52 thoughts on “Common Saltwater Fish Diseases”

  1. James McBryde

    Still new at this hobby (one year in) with a Red Sea Max 650. Had two rounds of ich but have beaten it back with long-term hyposalinity. Things are going well now and even have a copperband butterfly that is doing very well.

  2. What a nightmare. First the infection then the treatment. The stress on the fish, the stress on ones self and then the hope you can save your livestock. It’s worse than a measles outbreak in humans.

  3. Had Marine Velvet and man it is no joke, maintain tanks for a living and usually happens when folks get fish from lfs and it wipes out a tank. ive had a couple fish like survive but 90 percent of the fish die in my experience of getting it the handful of times i have.
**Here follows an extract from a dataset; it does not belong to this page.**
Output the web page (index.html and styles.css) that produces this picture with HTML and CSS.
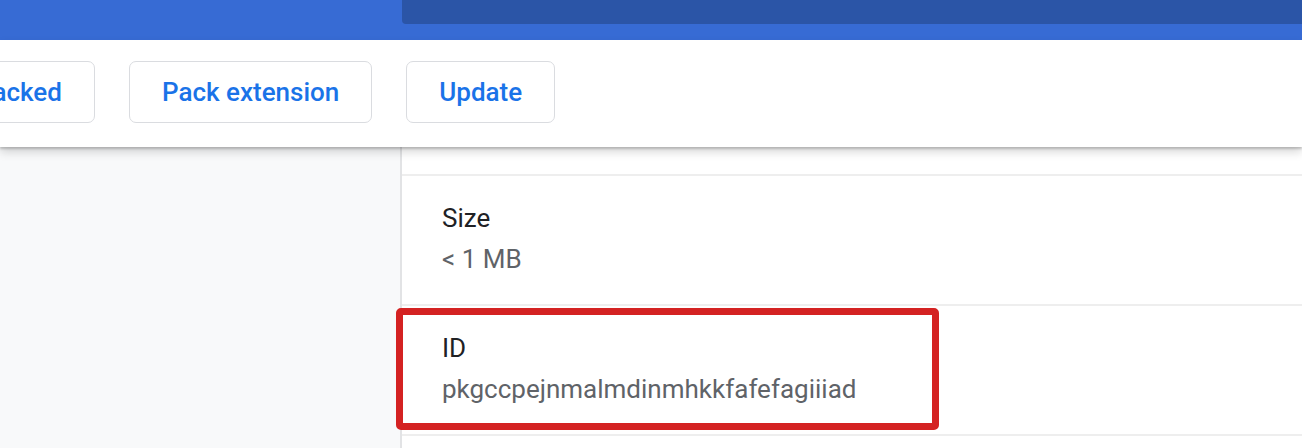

  4. I had a Kole tang that once developed ich. I tried a few things such as buying a neon goby to assist with cleaning the body of my tang. I also remember feeding nori sheets. Eventually, the fish cleared of the ich which took almost a week.

  5. With every new fish i QT. Start with TTM and then directly into an observation tank. Trying my best not to get my friends sick!

  6. They can kill your fish but you can get through it by researching and understanding how to feed the fish to get rid of ich and by taking and separating the fish in a separate tank and then do water changes to dilute is much it is possible

  7. Funny in 15 years I’ve never QT anything and have only dealt with Ich once and never anything else disease wise.

  8. Ich is never fun. The best way to get rid of it is QT and copper. Sadly, fish don’t seem to always like that. 🙁

  9. I haven’t had any issues with ich or marine velvet in my reef tank. Keeping my fingers crossed it stays that way!

  10. Awesome article. I have been very fortunate and never had a sick fish. This could be because I’m not realy into fish just coral😎

  11. fishtankpsycho

    Luckily I’ve only ever experienced ich which I was able to fight. Never had the misfortune of marine velvet.